----- The input -----

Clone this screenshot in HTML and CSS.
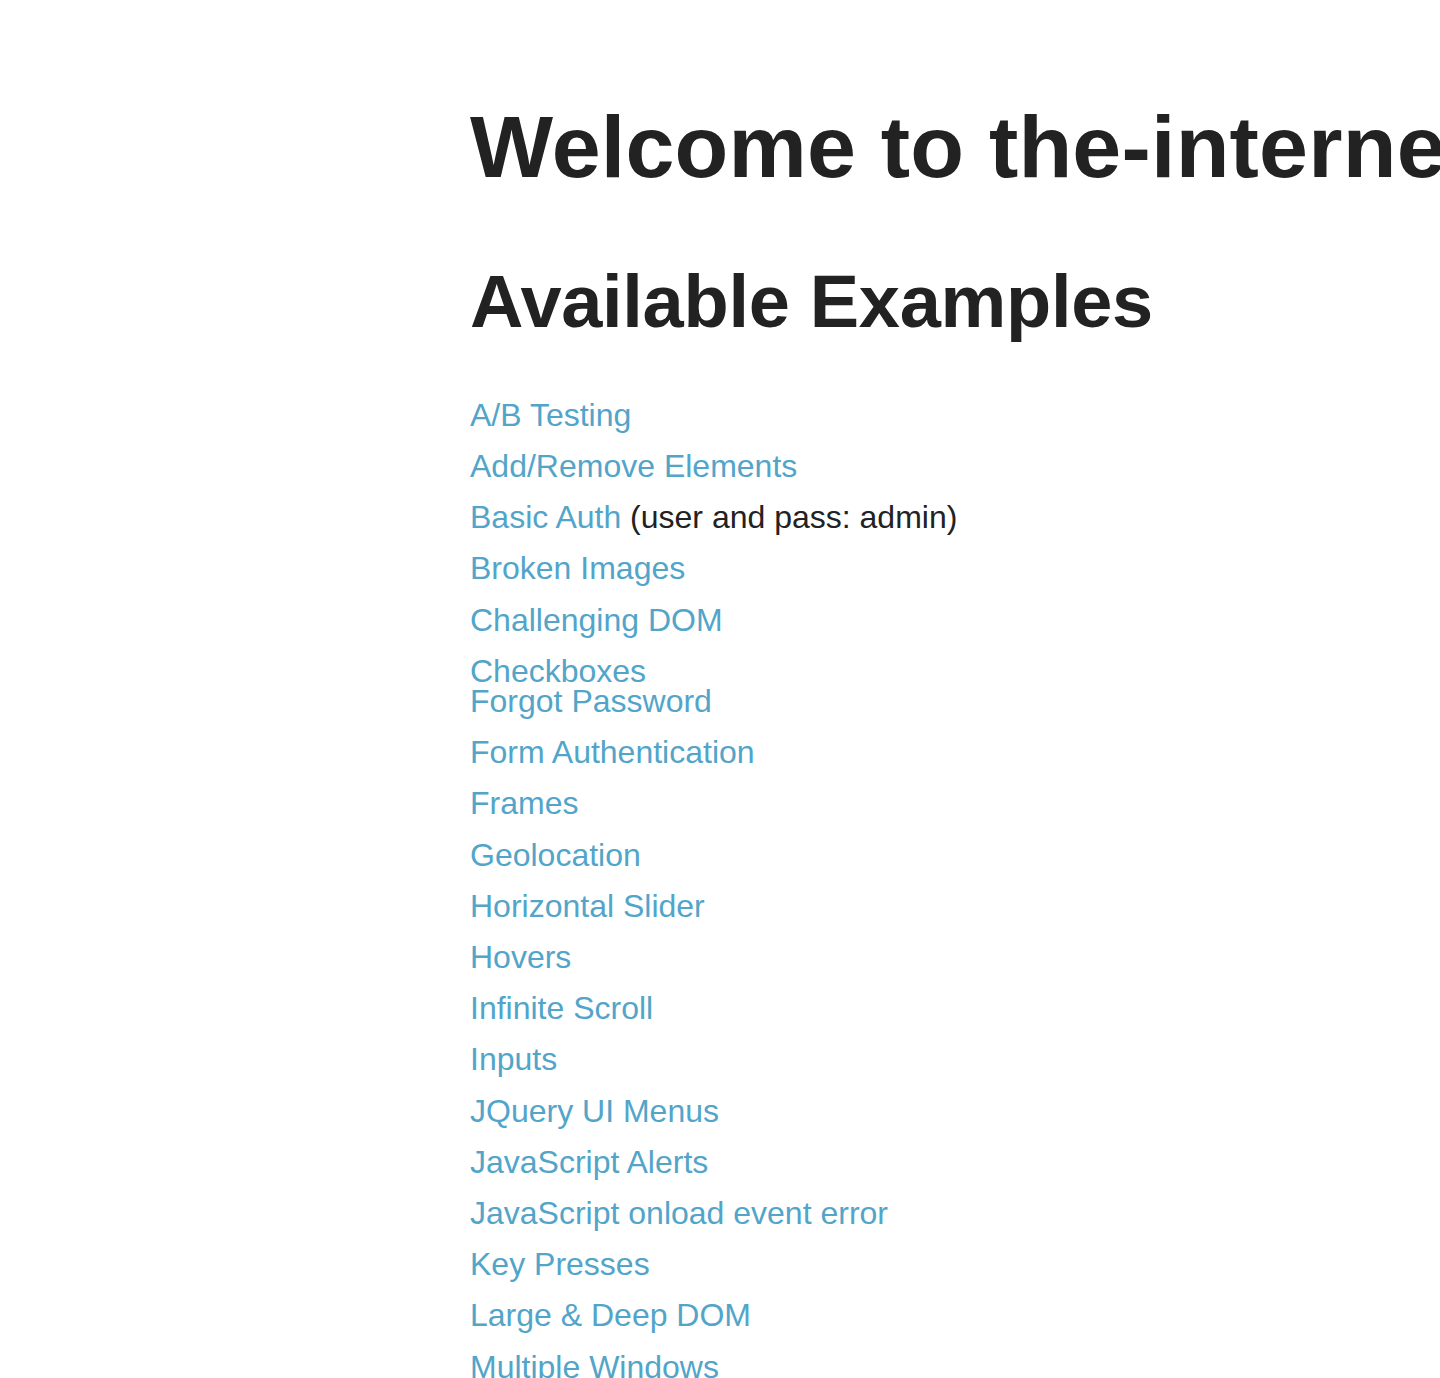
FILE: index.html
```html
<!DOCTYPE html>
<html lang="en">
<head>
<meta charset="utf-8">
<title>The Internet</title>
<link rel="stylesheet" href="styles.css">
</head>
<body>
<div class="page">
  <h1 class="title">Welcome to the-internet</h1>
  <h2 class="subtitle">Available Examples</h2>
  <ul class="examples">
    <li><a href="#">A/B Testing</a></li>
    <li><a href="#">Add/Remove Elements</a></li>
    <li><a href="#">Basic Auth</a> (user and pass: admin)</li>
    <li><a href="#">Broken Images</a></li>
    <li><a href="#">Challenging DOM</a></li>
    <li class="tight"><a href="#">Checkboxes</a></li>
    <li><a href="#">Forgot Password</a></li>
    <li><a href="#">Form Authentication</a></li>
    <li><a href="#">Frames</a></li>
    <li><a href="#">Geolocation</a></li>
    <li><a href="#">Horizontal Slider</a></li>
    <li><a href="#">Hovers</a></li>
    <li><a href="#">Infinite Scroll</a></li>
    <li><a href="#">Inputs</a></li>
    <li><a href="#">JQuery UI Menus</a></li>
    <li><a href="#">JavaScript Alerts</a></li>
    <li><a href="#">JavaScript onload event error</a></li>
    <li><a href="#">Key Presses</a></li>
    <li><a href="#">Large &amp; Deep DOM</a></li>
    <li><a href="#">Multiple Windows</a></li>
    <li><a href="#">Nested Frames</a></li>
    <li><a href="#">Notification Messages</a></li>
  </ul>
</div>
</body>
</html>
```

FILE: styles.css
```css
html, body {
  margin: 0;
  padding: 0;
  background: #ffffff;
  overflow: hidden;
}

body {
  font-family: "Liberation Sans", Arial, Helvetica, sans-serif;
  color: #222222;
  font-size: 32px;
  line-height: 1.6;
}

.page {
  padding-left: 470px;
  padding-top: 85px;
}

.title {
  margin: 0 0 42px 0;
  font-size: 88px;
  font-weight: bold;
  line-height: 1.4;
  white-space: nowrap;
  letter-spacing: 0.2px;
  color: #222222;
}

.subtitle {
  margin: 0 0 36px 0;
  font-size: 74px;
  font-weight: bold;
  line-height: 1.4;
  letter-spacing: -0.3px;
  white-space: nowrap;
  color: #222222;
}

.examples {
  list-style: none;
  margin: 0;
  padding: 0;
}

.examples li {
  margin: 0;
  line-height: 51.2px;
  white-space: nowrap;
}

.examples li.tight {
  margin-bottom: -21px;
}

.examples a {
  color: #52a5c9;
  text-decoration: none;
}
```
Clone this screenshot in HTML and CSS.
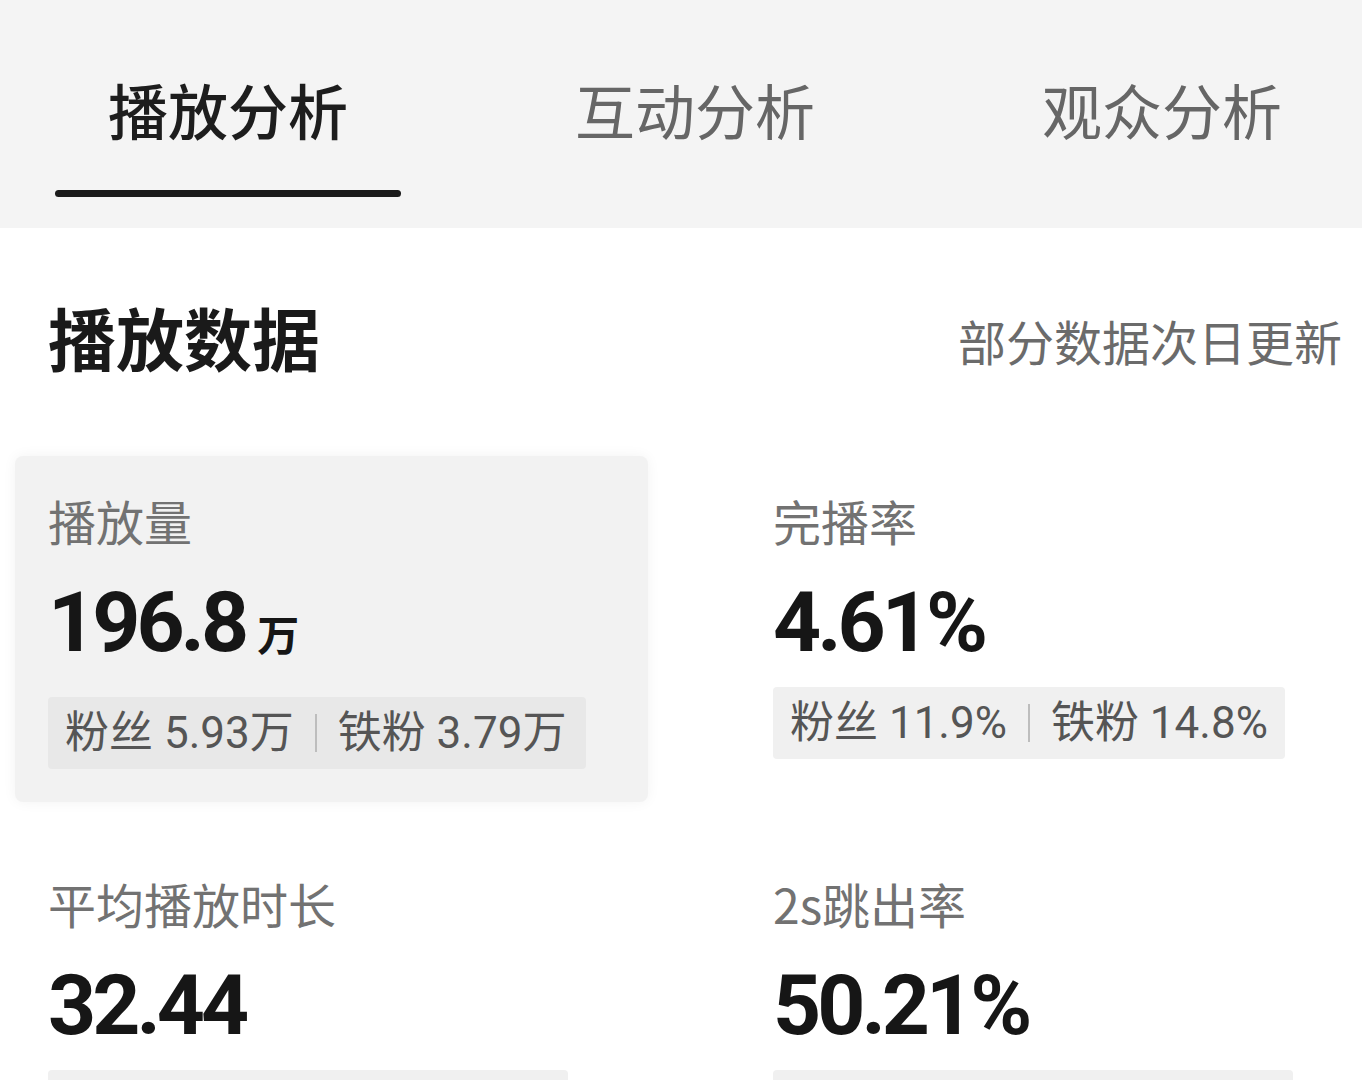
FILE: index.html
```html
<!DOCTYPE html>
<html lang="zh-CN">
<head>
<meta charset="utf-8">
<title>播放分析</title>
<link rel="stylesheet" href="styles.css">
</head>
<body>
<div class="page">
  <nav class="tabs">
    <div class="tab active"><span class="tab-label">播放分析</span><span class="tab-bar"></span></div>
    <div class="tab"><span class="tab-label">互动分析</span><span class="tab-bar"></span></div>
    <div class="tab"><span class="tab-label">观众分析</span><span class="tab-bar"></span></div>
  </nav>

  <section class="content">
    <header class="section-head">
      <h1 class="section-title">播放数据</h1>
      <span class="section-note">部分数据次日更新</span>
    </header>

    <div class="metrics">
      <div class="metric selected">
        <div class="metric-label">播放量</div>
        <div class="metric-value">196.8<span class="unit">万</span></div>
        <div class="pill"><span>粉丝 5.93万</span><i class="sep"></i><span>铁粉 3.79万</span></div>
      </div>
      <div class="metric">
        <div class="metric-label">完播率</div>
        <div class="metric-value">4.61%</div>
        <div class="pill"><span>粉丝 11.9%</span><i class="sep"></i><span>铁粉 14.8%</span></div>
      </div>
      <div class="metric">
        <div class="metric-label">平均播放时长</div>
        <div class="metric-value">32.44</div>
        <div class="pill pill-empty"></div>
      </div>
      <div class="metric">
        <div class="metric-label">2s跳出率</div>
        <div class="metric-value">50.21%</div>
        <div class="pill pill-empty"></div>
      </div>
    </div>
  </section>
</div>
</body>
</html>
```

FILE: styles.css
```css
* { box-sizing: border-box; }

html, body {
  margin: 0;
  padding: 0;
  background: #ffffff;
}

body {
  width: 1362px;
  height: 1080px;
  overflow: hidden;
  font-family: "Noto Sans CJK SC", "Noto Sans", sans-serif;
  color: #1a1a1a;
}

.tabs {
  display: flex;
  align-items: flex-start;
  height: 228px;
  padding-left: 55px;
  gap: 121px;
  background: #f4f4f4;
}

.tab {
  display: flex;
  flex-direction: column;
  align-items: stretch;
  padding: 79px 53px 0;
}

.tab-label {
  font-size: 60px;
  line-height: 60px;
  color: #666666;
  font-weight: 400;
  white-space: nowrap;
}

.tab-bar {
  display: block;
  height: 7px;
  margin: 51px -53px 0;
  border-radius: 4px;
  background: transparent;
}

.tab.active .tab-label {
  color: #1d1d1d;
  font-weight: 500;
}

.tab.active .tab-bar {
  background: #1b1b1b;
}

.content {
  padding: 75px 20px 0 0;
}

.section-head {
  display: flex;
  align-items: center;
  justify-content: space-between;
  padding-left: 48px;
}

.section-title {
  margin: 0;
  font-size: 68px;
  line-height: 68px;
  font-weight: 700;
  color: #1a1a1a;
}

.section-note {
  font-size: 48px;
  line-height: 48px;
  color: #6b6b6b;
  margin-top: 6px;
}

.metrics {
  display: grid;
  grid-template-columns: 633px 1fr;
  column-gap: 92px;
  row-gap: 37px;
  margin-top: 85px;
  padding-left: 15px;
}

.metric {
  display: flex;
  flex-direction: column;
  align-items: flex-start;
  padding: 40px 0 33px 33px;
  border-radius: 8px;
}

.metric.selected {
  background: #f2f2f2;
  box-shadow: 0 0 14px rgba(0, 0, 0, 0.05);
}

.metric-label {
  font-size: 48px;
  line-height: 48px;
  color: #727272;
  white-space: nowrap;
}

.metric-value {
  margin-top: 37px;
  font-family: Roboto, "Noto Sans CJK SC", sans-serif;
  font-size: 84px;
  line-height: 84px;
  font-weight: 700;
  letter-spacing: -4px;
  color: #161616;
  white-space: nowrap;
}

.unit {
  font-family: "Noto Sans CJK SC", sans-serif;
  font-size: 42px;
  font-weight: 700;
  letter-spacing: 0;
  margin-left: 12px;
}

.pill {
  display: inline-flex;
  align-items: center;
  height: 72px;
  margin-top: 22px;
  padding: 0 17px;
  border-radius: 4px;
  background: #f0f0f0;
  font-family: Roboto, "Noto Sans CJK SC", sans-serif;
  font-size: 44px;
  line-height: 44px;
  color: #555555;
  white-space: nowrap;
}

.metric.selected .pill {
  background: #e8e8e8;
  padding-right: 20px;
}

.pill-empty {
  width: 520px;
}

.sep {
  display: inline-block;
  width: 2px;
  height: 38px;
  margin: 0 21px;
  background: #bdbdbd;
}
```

-----

Repeat each entry above word for word, leaving every picture out.

Clone this screenshot in HTML and CSS.
FILE: index.html
```html
<!DOCTYPE html>
<html lang="en">
<head>
<meta charset="utf-8">
<title>The Internet</title>
<link rel="stylesheet" href="styles.css">
</head>
<body>
<div class="page">
  <h1 class="title">Welcome to the-internet</h1>
  <h2 class="subtitle">Available Examples</h2>
  <ul class="examples">
    <li><a href="#">A/B Testing</a></li>
    <li><a href="#">Add/Remove Elements</a></li>
    <li><a href="#">Basic Auth</a> (user and pass: admin)</li>
    <li><a href="#">Broken Images</a></li>
    <li><a href="#">Challenging DOM</a></li>
    <li class="tight"><a href="#">Checkboxes</a></li>
    <li><a href="#">Forgot Password</a></li>
    <li><a href="#">Form Authentication</a></li>
    <li><a href="#">Frames</a></li>
    <li><a href="#">Geolocation</a></li>
    <li><a href="#">Horizontal Slider</a></li>
    <li><a href="#">Hovers</a></li>
    <li><a href="#">Infinite Scroll</a></li>
    <li><a href="#">Inputs</a></li>
    <li><a href="#">JQuery UI Menus</a></li>
    <li><a href="#">JavaScript Alerts</a></li>
    <li><a href="#">JavaScript onload event error</a></li>
    <li><a href="#">Key Presses</a></li>
    <li><a href="#">Large &amp; Deep DOM</a></li>
    <li><a href="#">Multiple Windows</a></li>
    <li><a href="#">Nested Frames</a></li>
    <li><a href="#">Notification Messages</a></li>
  </ul>
</div>
</body>
</html>
```

FILE: styles.css
```css
html, body {
  margin: 0;
  padding: 0;
  background: #ffffff;
  overflow: hidden;
}

body {
  font-family: "Liberation Sans", Arial, Helvetica, sans-serif;
  color: #222222;
  font-size: 32px;
  line-height: 1.6;
}

.page {
  padding-left: 470px;
  padding-top: 85px;
}

.title {
  margin: 0 0 42px 0;
  font-size: 88px;
  font-weight: bold;
  line-height: 1.4;
  white-space: nowrap;
  letter-spacing: 0.2px;
  color: #222222;
}

.subtitle {
  margin: 0 0 36px 0;
  font-size: 74px;
  font-weight: bold;
  line-height: 1.4;
  letter-spacing: -0.3px;
  white-space: nowrap;
  color: #222222;
}

.examples {
  list-style: none;
  margin: 0;
  padding: 0;
}

.examples li {
  margin: 0;
  line-height: 51.2px;
  white-space: nowrap;
}

.examples li.tight {
  margin-bottom: -21px;
}

.examples a {
  color: #52a5c9;
  text-decoration: none;
}
```
Clone this screenshot in HTML and CSS.
FILE: index.html
```html
<!DOCTYPE html>
<html lang="zh-CN">
<head>
<meta charset="utf-8">
<title>播放分析</title>
<link rel="stylesheet" href="styles.css">
</head>
<body>
<div class="page">
  <nav class="tabs">
    <div class="tab active"><span class="tab-label">播放分析</span><span class="tab-bar"></span></div>
    <div class="tab"><span class="tab-label">互动分析</span><span class="tab-bar"></span></div>
    <div class="tab"><span class="tab-label">观众分析</span><span class="tab-bar"></span></div>
  </nav>

  <section class="content">
    <header class="section-head">
      <h1 class="section-title">播放数据</h1>
      <span class="section-note">部分数据次日更新</span>
    </header>

    <div class="metrics">
      <div class="metric selected">
        <div class="metric-label">播放量</div>
        <div class="metric-value">196.8<span class="unit">万</span></div>
        <div class="pill"><span>粉丝 5.93万</span><i class="sep"></i><span>铁粉 3.79万</span></div>
      </div>
      <div class="metric">
        <div class="metric-label">完播率</div>
        <div class="metric-value">4.61%</div>
        <div class="pill"><span>粉丝 11.9%</span><i class="sep"></i><span>铁粉 14.8%</span></div>
      </div>
      <div class="metric">
        <div class="metric-label">平均播放时长</div>
        <div class="metric-value">32.44</div>
        <div class="pill pill-empty"></div>
      </div>
      <div class="metric">
        <div class="metric-label">2s跳出率</div>
        <div class="metric-value">50.21%</div>
        <div class="pill pill-empty"></div>
      </div>
    </div>
  </section>
</div>
</body>
</html>
```

FILE: styles.css
```css
* { box-sizing: border-box; }

html, body {
  margin: 0;
  padding: 0;
  background: #ffffff;
}

body {
  width: 1362px;
  height: 1080px;
  overflow: hidden;
  font-family: "Noto Sans CJK SC", "Noto Sans", sans-serif;
  color: #1a1a1a;
}

.tabs {
  display: flex;
  align-items: flex-start;
  height: 228px;
  padding-left: 55px;
  gap: 121px;
  background: #f4f4f4;
}

.tab {
  display: flex;
  flex-direction: column;
  align-items: stretch;
  padding: 79px 53px 0;
}

.tab-label {
  font-size: 60px;
  line-height: 60px;
  color: #666666;
  font-weight: 400;
  white-space: nowrap;
}

.tab-bar {
  display: block;
  height: 7px;
  margin: 51px -53px 0;
  border-radius: 4px;
  background: transparent;
}

.tab.active .tab-label {
  color: #1d1d1d;
  font-weight: 500;
}

.tab.active .tab-bar {
  background: #1b1b1b;
}

.content {
  padding: 75px 20px 0 0;
}

.section-head {
  display: flex;
  align-items: center;
  justify-content: space-between;
  padding-left: 48px;
}

.section-title {
  margin: 0;
  font-size: 68px;
  line-height: 68px;
  font-weight: 700;
  color: #1a1a1a;
}

.section-note {
  font-size: 48px;
  line-height: 48px;
  color: #6b6b6b;
  margin-top: 6px;
}

.metrics {
  display: grid;
  grid-template-columns: 633px 1fr;
  column-gap: 92px;
  row-gap: 37px;
  margin-top: 85px;
  padding-left: 15px;
}

.metric {
  display: flex;
  flex-direction: column;
  align-items: flex-start;
  padding: 40px 0 33px 33px;
  border-radius: 8px;
}

.metric.selected {
  background: #f2f2f2;
  box-shadow: 0 0 14px rgba(0, 0, 0, 0.05);
}

.metric-label {
  font-size: 48px;
  line-height: 48px;
  color: #727272;
  white-space: nowrap;
}

.metric-value {
  margin-top: 37px;
  font-family: Roboto, "Noto Sans CJK SC", sans-serif;
  font-size: 84px;
  line-height: 84px;
  font-weight: 700;
  letter-spacing: -4px;
  color: #161616;
  white-space: nowrap;
}

.unit {
  font-family: "Noto Sans CJK SC", sans-serif;
  font-size: 42px;
  font-weight: 700;
  letter-spacing: 0;
  margin-left: 12px;
}

.pill {
  display: inline-flex;
  align-items: center;
  height: 72px;
  margin-top: 22px;
  padding: 0 17px;
  border-radius: 4px;
  background: #f0f0f0;
  font-family: Roboto, "Noto Sans CJK SC", sans-serif;
  font-size: 44px;
  line-height: 44px;
  color: #555555;
  white-space: nowrap;
}

.metric.selected .pill {
  background: #e8e8e8;
  padding-right: 20px;
}

.pill-empty {
  width: 520px;
}

.sep {
  display: inline-block;
  width: 2px;
  height: 38px;
  margin: 0 21px;
  background: #bdbdbd;
}
```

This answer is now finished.